The new Pixar movie “Coco” – the best animated film of all time, in my view – depicts an afterlife to die for. It made me recall from my Sunday School days that Jesus once told his followers, “In my Father’s house are many mansions. … I go to prepare a place for you.” In “Coco” the dead (skeletons all) live on in fantabulous, fantastical mansions in the sky. They’re immensely happy, and they have a lot of fun — zipping around in airborne trolley cars, getting all dressed up for huge musical events and such.
These colorful, joyful scenes in “Coco” (which I saw in Spanish some weeks ago here at the Cinemex in San Miguel de Allende and again, in English, at a friend’s this week) are not unlike the Heaven I’ve imagined since childhood. It’s the reason I’ve never been the least bit afraid of death. Those of us who don’t live in mansions down here on earth (and haven’t paid the price for them by selling our souls) find the idea of a mansion in the sky in the Sweet Bye and Bye pretty appealing.
To quote Peter Pan author J. M. Barrie, who lived to see 77: “To die will be an awfully big adventure.” I’m with him. But who really knows for sure what’s over that hill? We afterlife-optimists could just be kidding ourselves. As the Mexicans like to say, Vamos a ver…
In “Coco,” though, there’s a curious catch: To be happy in the afterlife, you have to be remembered in this one. This might explain the Mexican tradition during Day of the Dead celebrations each year in late October to erect an altar to their dearly departeds and set out on that altar photos of those loved ones, along with some of their favorite things, such as snacks and drinks. The message is: You are gone but not forgotten; you live on in our hearts and minds; we love you still. Here, have a drink.
Those who are NOT remembered in this way, according to the “Coco” story line, disappear altogether. Suddenly they begin to shake and glow – like they’re being electrocuted or something. Then, POOF! Gone. When little Miguel, the hero of “Coco,” sees this happen to one old codger, he asks his new, skeletal friend Hector, “Where did he go?!” Hector shakes his bony skull, shrugs his shoulder bones and admits sadly, “Nobody knows.”
All of this has led me to suspect that sometimes the spirits of the dead tap us on the shoulder and whisper, urgently, Remember me! Writers, I know, will have little trouble agreeing with me because we’re able to chalk this experience up to “the muse” and not necessarily insanity.
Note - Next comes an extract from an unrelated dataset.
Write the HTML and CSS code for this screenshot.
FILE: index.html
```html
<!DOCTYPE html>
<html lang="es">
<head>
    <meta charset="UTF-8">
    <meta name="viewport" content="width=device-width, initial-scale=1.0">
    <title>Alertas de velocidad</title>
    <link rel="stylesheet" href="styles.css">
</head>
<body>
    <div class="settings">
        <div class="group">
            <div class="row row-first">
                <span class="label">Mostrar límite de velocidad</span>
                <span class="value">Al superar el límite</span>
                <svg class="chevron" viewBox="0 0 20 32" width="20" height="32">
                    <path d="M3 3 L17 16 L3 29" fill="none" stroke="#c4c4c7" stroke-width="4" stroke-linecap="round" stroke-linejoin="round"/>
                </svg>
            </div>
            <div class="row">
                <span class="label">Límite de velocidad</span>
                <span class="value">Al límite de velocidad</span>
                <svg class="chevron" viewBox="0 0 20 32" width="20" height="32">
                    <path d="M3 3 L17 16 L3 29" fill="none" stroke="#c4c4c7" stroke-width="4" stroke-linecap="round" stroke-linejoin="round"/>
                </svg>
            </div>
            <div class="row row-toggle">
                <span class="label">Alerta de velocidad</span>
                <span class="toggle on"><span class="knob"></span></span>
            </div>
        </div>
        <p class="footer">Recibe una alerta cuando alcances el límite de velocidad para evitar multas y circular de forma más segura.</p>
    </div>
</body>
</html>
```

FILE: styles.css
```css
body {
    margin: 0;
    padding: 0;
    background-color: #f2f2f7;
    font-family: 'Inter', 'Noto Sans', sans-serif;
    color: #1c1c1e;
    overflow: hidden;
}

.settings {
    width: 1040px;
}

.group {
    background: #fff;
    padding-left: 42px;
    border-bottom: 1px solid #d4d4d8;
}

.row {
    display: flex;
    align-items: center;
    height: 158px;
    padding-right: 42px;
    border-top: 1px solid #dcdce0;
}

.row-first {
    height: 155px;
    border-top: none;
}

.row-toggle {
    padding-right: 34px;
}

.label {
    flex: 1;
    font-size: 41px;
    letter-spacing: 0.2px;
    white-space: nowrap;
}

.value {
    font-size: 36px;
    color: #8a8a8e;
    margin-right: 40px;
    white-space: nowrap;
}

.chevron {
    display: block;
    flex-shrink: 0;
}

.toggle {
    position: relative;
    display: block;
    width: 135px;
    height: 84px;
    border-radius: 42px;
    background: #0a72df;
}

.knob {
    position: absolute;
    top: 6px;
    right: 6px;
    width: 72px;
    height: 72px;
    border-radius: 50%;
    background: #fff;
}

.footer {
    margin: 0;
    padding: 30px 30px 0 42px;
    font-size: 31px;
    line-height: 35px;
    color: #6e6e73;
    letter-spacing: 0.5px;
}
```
I’m sure my Taos friend Cherie Burns felt this way when she was writing her acclaimed biography of Millicent Rogers, Searching for Beauty (St. Martin’s Press). And, too, my author friend Sallie Bingham in Santa Fe surely felt tapped on the shoulder before she embarked on her definitive biography of Doris Duke, The Silver Swan, to be published by Farrar, Straus this spring.
I’ve felt some tapping too. Anyone who knows me fairly well knows that I’ve been “urged” by my Scottish great-grandmother, Helen, who’s been dead for oh, about 134 years, to write a book about her life. (For more on this, please see my previous post regarding Helen – “Wanderlust” – dated May 10, 2016.)
The fact that what I know for sure about her life would fit on less than one side of one 8-1/2 x 11 sheet of paper doesn’t seem to matter to her. She was a stubborn Taurus (like me) in life (she was born May 3, 1862), and presumably just as stubborn in death. She won’t let up.
Over the past eight or so years Helen’s shoulder taps have become more like hammer blows. She’s even threatened to block my way through the Pearly Gates if I fail to fulfill her wishes. She refuses to be forgotten; and I alone, I fear, among her handful of living descendants, am her last, best hope.
So what could I do? I wrote it. It’s 95 percent fiction, so it must be called a novel. To make her happy, I’ve made her beautiful, talented, fearless, heroic, as well as tragic. (She did in fact die young, in Natal, South Africa, leaving behind an infant son, who was destined to become my grandfather.) This year, this lucky-18 year (18 being my lucky number), I hope to see it published. Writing and sharing the story of Helen’s life and death, imaginative though it may be, so she needn’t be forgotten has been the last line-item on my bucket list.
When it’s out there in book form, I trust she’ll stop banging on my bony shoulders, allow me to retire in peace, and, ultimately, let me through the Pearly Gates. Then I’ll hop on a trolley car and head straight to my very own mansion in the sky.